|Whether fans want it or not (they don't appear to), what about the safety concerns of an 18-game schedule? (US PRESSWIRE)|
By Ryan Wilson
NFL commissioner Roger Goodell's salary will reportedly double to $20 million as part of a new five-year contract extension from the NFL. That's a lot of coin but if the league wasn't awash in money the owners wouldn't reward Goodell with that kind of payday.
Not surprisingly, some players were less than effusive when they heard the news, probably because depending on your perspective, Goodell's tenure as commissioner falls somewhere between awesome (the owners) and awful (the players). Falcons wide receiver Roddy White tweeted apoplectically Tuesday:
"How in the hell can u pay a man this much money that can't run tackle or catch?"
And before you roll your eyes, this isn't a "he's never played the game!" argument. When someone suggested that Goodell's oversight as commissioner has allowed White to make a lot of money, White got testy.
"Thats the stupidest thing i have ever heard the players make this league dont ever forget that," White tweeted in response. "My god given talents feed me not him."
This is true. No fan in the history of tackle football has ever bought a ticket to a game to see Goodell. We talked about this on a recent Pick-6 Podcast and our opinion is basically this: Goodell is a savvy politician who worked his way up from the bottom and is now presiding over the nation's most popular sport. He is responsible for it's growth, yes, but without players the NFL wouldn't exist in it's current form. We're pretty sure Goodell would agree with this.
We mention this because Goodell spoke recently about the state of the league, specifically addressing expansion ("We are not considering expansion. I’ve tried to make that clear when I was asked by Bob Costas recently.") and the never-gonna-die 18-game schedule discussions.
“Well, I appreciate the enthusiasm for it and I hear it from the fans consistently," Goodell told ESPN 1050, dusting off his not-entirely-accurate talking points from this summer's lockout. "People want more football. I think they want less preseason and more regular season and that’s the concept we are talking about here."

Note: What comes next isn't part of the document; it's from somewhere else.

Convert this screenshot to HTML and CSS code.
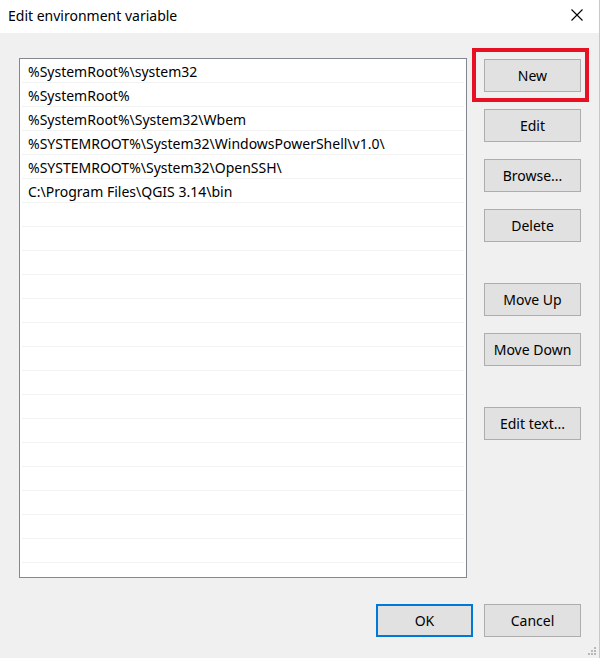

Again, this is stretching the truth. Everybody -- fans, players, media -- thinks the preseason is too long. But that doesn't mean they want, say, two fewer preseason games if it means two more regular-season games. Last May, CBSSports.com's Josh Katzowitz did an informal Twitter poll and found that 83.9 percent of respondents were fine with the 16-game schedule.
In February 2011, Sports Illustrated's Peter King did his own Twitter poll and concluded that "18 percent of 1,200 football fans, less than one out of every five, want what Goodell says they want. And 82 percent want to keep it at 16 regular-season games."
But even if you call B.S. on the self-selection bias in such polls, what about this? Goodell has championed safety above all else but isn't he talking out of both sides of his mouth when he says "safety is No. 1" and then clamoring for two additional regular-season games because the fans want it?
In November 2010, Dolphins owner Stephen Ross said "The additional games, the studies show, will not really increase injuries."
Technically, Ross was right. Esquire wrote about this issue back in January 2011:
Dated September 6, 2010, the 26-page version (of a study conducted by an independent research firm for an NFLPA injury report) relies on data from the NFL Injury Surveillance System in following 16,552 injuries from 2004 to 2009 — position-by-position, game-by-game, and location-by-location.The juxtaposition? Total team injuries decrease over the course of a 16-game season and into the postseason but the percentage of brain-related injuries increases over that same time. (You can see the charts here.)
Over the course of a season, the analysis found that 16.1 percent of injuries occurred in training camp, another 24.7 percent in preseason, and 57.9 percent during the regular season. In total, 21.2 percent classified as "major" injuries, with severity increasing dramatically from the regular season to the postseason. And while game-related injuries actually trended down from week to week, the report's introduction of head-injury data provides an alarming juxtaposition…
Perhaps that's a function of better awareness about the long-term dangers of concussions, as well as improved testings procedures. "Still," the Esquire piece concludes, "the early version of the report states that each player now has a 10 percent chance of suffering from a concussion in a given season."
However you spin it, that's not good.
Back to Goodell's recent radio appearance:
"We wouldn’t add an extra two games without reducing the preseason and we are not going to do it without the players support, so we did that in the collective bargaining agreement instead of having the unilateral right, which we had," he said. "We determined that we were going to do this together. We are going to make changes in the offseason and during the preseason and during the regular season to make the game safer. If we can accomplish that we’ll look at the idea of restructuring the season and taking two preseason games away and the potential of adding regular season games, but I don’t think that will happen until at least 2013 or 14.”
Conspiracy theorists might say that while Goodell's crackdown on helmet-to-helmet hits and unprotected pass-catchers does make the game safer, it's also something he and the owners can point to in a few years and say, "See, we take this very seriously, illegal hits are down, the NFL is less violent, the next logical step: 18-game seasons."
Because other than money, there's no urgency here. If Goodell truly is listening to the fans (or the players), this wouldn't ever come up again. We're guessing that ain't happening.